Addie Candib, Pacific Northwest director of the American Farmland Trust, said that although Oregon ranks among the top 12 states with the best farmland protection laws, the state could do better.

Holmes, of 1,000 Friends of Oregon, agreed.

In 1973, Oregon lawmakers passed Senate Bill 100 to protect “exclusive farm use” land. But over the past 48 years, Holmes said, legislators have incrementally refined the law to allow more than 60 uses on EFU land, ranging from destination resorts to renewable energy facilities.

“People are driving through bigger and bigger loopholes,” said Holmes.

Experts say the industry also needs better generational land transfer tax laws.

Beyond policy, there are also personal solutions.

Rusty Inglis, president of Harney County Farm Bureau and longtime cattle rancher, paints a picture of what it means to preserve farmland for the next generation.

Inglis, 65, has no familial heirs, but he is determined to keep his land in farming. He could sell to developers or lease to neighbors, but his dream is to pass the land on to young farmers.
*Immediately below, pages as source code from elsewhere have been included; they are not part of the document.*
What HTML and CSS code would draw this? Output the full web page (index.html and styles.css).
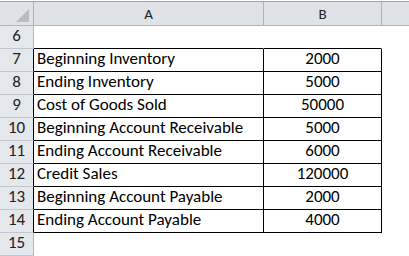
FILE: index.html
```html
<!DOCTYPE html>
<html>
<head>
<meta charset="utf-8">
<link rel="stylesheet" href="styles.css">
</head>
<body>
<div class="sheet">
  <div class="hdr">
    <div class="rh corner"><span class="tri"></span></div>
    <div class="a h">A</div>
    <div class="b h">B</div>
    <div class="c h"></div>
  </div>
  <div class="row">
    <div class="rh">6</div>
    <div class="a blank"></div>
    <div class="b blank"></div>
    <div class="c"></div>
  </div>
  <div class="row t">
    <div class="rh">7</div>
    <div class="a">Beginning Inventory</div>
    <div class="b">2000</div>
    <div class="c"></div>
  </div>
  <div class="row t">
    <div class="rh">8</div>
    <div class="a">Ending Inventory</div>
    <div class="b">5000</div>
    <div class="c"></div>
  </div>
  <div class="row t">
    <div class="rh">9</div>
    <div class="a">Cost of Goods Sold</div>
    <div class="b">50000</div>
    <div class="c"></div>
  </div>
  <div class="row t">
    <div class="rh">10</div>
    <div class="a">Beginning Account Receivable</div>
    <div class="b">5000</div>
    <div class="c"></div>
  </div>
  <div class="row t">
    <div class="rh">11</div>
    <div class="a">Ending Account Receivable</div>
    <div class="b">6000</div>
    <div class="c"></div>
  </div>
  <div class="row t">
    <div class="rh">12</div>
    <div class="a">Credit Sales</div>
    <div class="b">120000</div>
    <div class="c"></div>
  </div>
  <div class="row t">
    <div class="rh">13</div>
    <div class="a">Beginning Account Payable</div>
    <div class="b">2000</div>
    <div class="c"></div>
  </div>
  <div class="row t">
    <div class="rh">14</div>
    <div class="a">Ending Account Payable</div>
    <div class="b">4000</div>
    <div class="c"></div>
  </div>
  <div class="row last">
    <div class="rh">15</div>
    <div class="a"></div>
    <div class="b"></div>
    <div class="c"></div>
  </div>
</div>
</body>
</html>
```

FILE: styles.css
```css
html, body {
  margin: 0;
  padding: 0;
  background: #ffffff;
}
body {
  font-family: Carlito, Lato, "Noto Sans", sans-serif;
  font-size: 17px;
  color: #000;
}
.sheet {
  padding-top: 1px;
  width: 409px;
}
.hdr {
  display: flex;
  border-top: 1px solid #9da2a8;
  background: #dfe3e8;
}
.hdr > div {
  box-sizing: border-box;
  height: 24px;
  border-bottom: 1px solid #afb4ba;
  border-right: 1px solid #afb4ba;
  text-align: center;
  color: #222;
  font-size: 15px;
  line-height: 20px;
  padding-top: 2px;
}
.hdr > .c { border-right: none; }
.corner { position: relative; }
.tri {
  position: absolute;
  right: 4px;
  bottom: 3px;
  width: 0;
  height: 0;
  border-left: 13px solid transparent;
  border-bottom: 13px solid #b9bcc1;
}
.rh { width: 34px; flex: none; }
.a { width: 230px; flex: none; }
.b { width: 118px; flex: none; }
.c { flex: 1; }
.row {
  display: flex;
  height: 23px;
}
.row > div {
  box-sizing: border-box;
  height: 23px;
  line-height: 20px;
  padding-top: 0;
  white-space: nowrap;
}
.row > .rh {
  background: #e4e7eb;
  border-right: 1px solid #b3b8be;
  border-bottom: 1px solid #c3c7cc;
  text-align: center;
  color: #222;
}
.row > .a, .row > .b {
  border-right: 1px solid transparent;
  border-bottom: 1px solid transparent;
}
.row > .a.blank, .row > .b.blank,
.row.t > .a, .row.t > .b {
  border-bottom-color: #000;
}
.row.t > .rh { border-right-color: #000; }
.row.t > .a, .row.t > .b { border-right-color: #000; }
.row > .a { padding-left: 3px; }
.row > .b { text-align: center; }
```
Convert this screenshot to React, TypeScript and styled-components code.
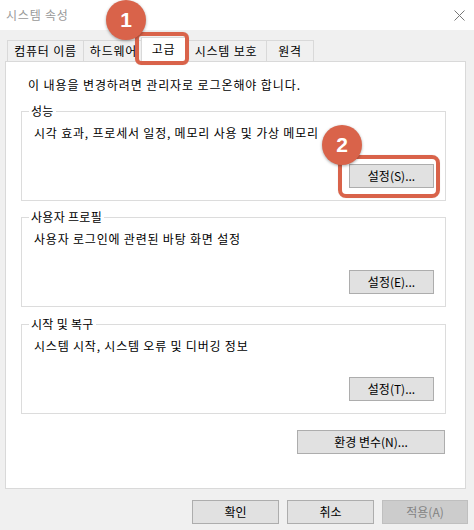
import React from 'react';
import styled, { createGlobalStyle } from 'styled-components';

const Global = createGlobalStyle`
  html, body { margin: 0; padding: 0; background: #f0f0f0; }
  body {
    font-family: "Noto Sans CJK KR", "Noto Sans", sans-serif;
    font-size: 12px;
    color: #000;
  }
  * { box-sizing: border-box; }
`;

const Window = styled.div`
  position: relative;
  width: 474px;
  height: 530px;
  background: #f0f0f0;
  display: flex;
  flex-direction: column;
  overflow: hidden;
`;

const TitleBar = styled.div`
  height: 30px;
  flex: none;
  background: #fff;
  display: flex;
  align-items: center;
  justify-content: space-between;
  padding: 0 9px 0 6px;
`;

const Title = styled.span`
  color: #999;
  font-size: 12px;
  line-height: 16px;
  letter-spacing: 0.8px;
`;

const Body = styled.div`
  padding: 7px 8px 0 5px;
  display: flex;
  flex-direction: column;
`;

const TabStrip = styled.div`
  display: flex;
  align-items: flex-end;
  height: 24px;
  padding-left: 2px;
`;

const Tab = styled.div<{ $w: number; $active?: boolean }>`
  width: ${(p) => p.$w}px;
  height: ${(p) => (p.$active ? 25 : 21)}px;
  margin-left: ${(p) => (p.$active ? -3 : -1)}px;
  margin-bottom: ${(p) => (p.$active ? -1 : 0)}px;
  border: 1px solid #d9d9d9;
  border-bottom: none;
  background: ${(p) => (p.$active ? '#fff' : '#f0f0f0')};
  position: relative;
  z-index: ${(p) => (p.$active ? 2 : 1)};
  display: flex;
  align-items: center;
  justify-content: center;
  padding-bottom: ${(p) => (p.$active ? 2 : 0)}px;
  line-height: 16px;
  letter-spacing: 0.8px;
  white-space: nowrap;
  &:first-child { margin-left: 0; }
`;

const Panel = styled.div`
  width: 461px;
  height: 428px;
  border: 1px solid #d9d9d9;
  background: #fff;
  padding: 15px 19px 0 15px;
  display: flex;
  flex-direction: column;
  position: relative;
  z-index: 0;
`;

const Notice = styled.div`
  margin-left: 7px;
  line-height: 16px;
  letter-spacing: 0.9px;
  white-space: nowrap;
`;

const Group = styled.section<{ $mt: number }>`
  margin-top: ${(p) => p.$mt}px;
  padding: 0 11px 12px 12px;
  border: 1px solid #dcdcdc;
  display: flex;
  flex-direction: column;
`;

const GroupLabel = styled.div`
  align-self: flex-start;
  margin: -9px 0 0 -5px;
  padding: 0 2px;
  background: #fff;
  line-height: 16px;
  letter-spacing: 0.3px;
  white-space: nowrap;
`;

const Desc = styled.div`
  margin-top: 6px;
  line-height: 16px;
  letter-spacing: 0.8px;
  white-space: nowrap;
`;

const ButtonRow = styled.div<{ $mt: number }>`
  margin-top: ${(p) => p.$mt}px;
  display: flex;
  justify-content: flex-end;
  gap: 8px;
`;

const Button = styled.button<{ $w: number; $disabled?: boolean }>`
  width: ${(p) => p.$w}px;
  height: 24px;
  padding: 0;
  margin: 0;
  font-family: inherit;
  font-size: 12px;
  line-height: 16px;
  color: ${(p) => (p.$disabled ? '#838383' : '#000')};
  background: ${(p) => (p.$disabled ? '#cccccc' : '#e1e1e1')};
  border: 1px solid ${(p) => (p.$disabled ? '#bfbfbf' : '#adadad')};
  border-radius: 0;
`;

const EnvRow = styled.div`
  margin-top: 16px;
  margin-right: 1px;
  display: flex;
  justify-content: flex-end;
`;

const Footer = styled.div`
  display: flex;
  justify-content: flex-end;
  gap: 8px;
  padding: 11px 6px 0 0;
`;

const Badge = styled.div<{ $x: number; $y: number }>`
  position: absolute;
  left: ${(p) => p.$x}px;
  top: ${(p) => p.$y}px;
  width: 40px;
  height: 40px;
  border-radius: 50%;
  background: #d9634a;
  box-shadow: 0 1px 3px rgba(0, 0, 0, 0.35);
  color: #fff;
  font-family: "Liberation Sans", Arial, sans-serif;
  font-weight: bold;
  font-size: 21px;
  display: flex;
  align-items: center;
  justify-content: center;
  z-index: 10;
`;

const Highlight = styled.div<{ $x: number; $y: number; $w: number; $h: number; $r: number }>`
  position: absolute;
  left: ${(p) => p.$x}px;
  top: ${(p) => p.$y}px;
  width: ${(p) => p.$w}px;
  height: ${(p) => p.$h}px;
  border: 4px solid #d9634a;
  border-radius: ${(p) => p.$r}px;
  z-index: 9;
  box-shadow: 0 0 1px rgba(0, 0, 0, 0.2);
`;

const CloseIcon = () => (
  <svg width="11" height="11" viewBox="0 0 11 11">
    <path d="M0.5 0.5 L10.5 10.5 M10.5 0.5 L0.5 10.5" stroke="#777" strokeWidth="1" fill="none" />
  </svg>
);

const groups = [
  { title: '성능', desc: '시각 효과, 프로세서 일정, 메모리 사용 및 가상 메모리', btn: '설정(S)...', mt: 18 },
  { title: '사용자 프로필', desc: '사용자 로그인에 관련된 바탕 화면 설정', btn: '설정(E)...', mt: 16 },
  { title: '시작 및 복구', desc: '시스템 시작, 시스템 오류 및 디버깅 정보', btn: '설정(T)...', mt: 17 },
];

const tabs = [
  { label: '컴퓨터 이름', w: 77 },
  { label: '하드웨어', w: 61 },
  { label: '고급', w: 45, active: true },
  { label: '시스템 보호', w: 82 },
  { label: '원격', w: 48 },
];

export default function App() {
  return (
    <Window>
      <Global />
      <TitleBar>
        <Title>시스템 속성</Title>
        <CloseIcon />
      </TitleBar>
      <Body>
        <TabStrip>
          {tabs.map((t) => (
            <Tab key={t.label} $w={t.w} $active={t.active}>
              {t.label}
            </Tab>
          ))}
        </TabStrip>
        <Panel>
          <Notice>이 내용을 변경하려면 관리자로 로그온해야 합니다.</Notice>
          {groups.map((g) => (
            <Group key={g.title} $mt={g.mt}>
              <GroupLabel>{g.title}</GroupLabel>
              <Desc>{g.desc}</Desc>
              <ButtonRow $mt={23}>
                <Button $w={85}>{g.btn}</Button>
              </ButtonRow>
            </Group>
          ))}
          <EnvRow>
            <Button $w={148}>환경 변수(N)...</Button>
          </EnvRow>
        </Panel>
      </Body>
      <Footer>
        <Button $w={87}>확인</Button>
        <Button $w={87}>취소</Button>
        <Button $w={86} $disabled>적용(A)</Button>
      </Footer>
      <Highlight $x={135} $y={32} $w={54} $h={33} $r={6} />
      <Badge $x={106} $y={0}>1</Badge>
      <Highlight $x={338} $y={155} $w={102} $h={43} $r={8} />
      <Badge $x={322} $y={125}>2</Badge>
    </Window>
  );
}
“With today’s land prices, a young couple’s never going to get into the ranching business,” he said. “It’s my intention to help them get something that’s normally hard to get.”

The past few years, Inglis has been working with a young family passionate about cattle ranching. The couple couldn’t afford to buy Inglis’ property or herd outright, so he is starting by leasing land to them and selling off a portion of his breeding stock annually. Working with an attorney, he has set up a tentative succession plan.

“I can’t write into a will that the family will have to continue ranching. Maybe they’ll sell to a developer someday, and when I’m dead, I might look down from the afterlife and say, ‘You knuckleheads,’” he said, and laughed. “But I don’t think I’ll care at that point. The point is just that I tried to keep this land in farming, and to give them a chance to farm it.”

The global land rush continues, with investors talking over white tablecloths under glittering chandeliers.

But for Inglis and the young family he’s helping, the land rush stops here.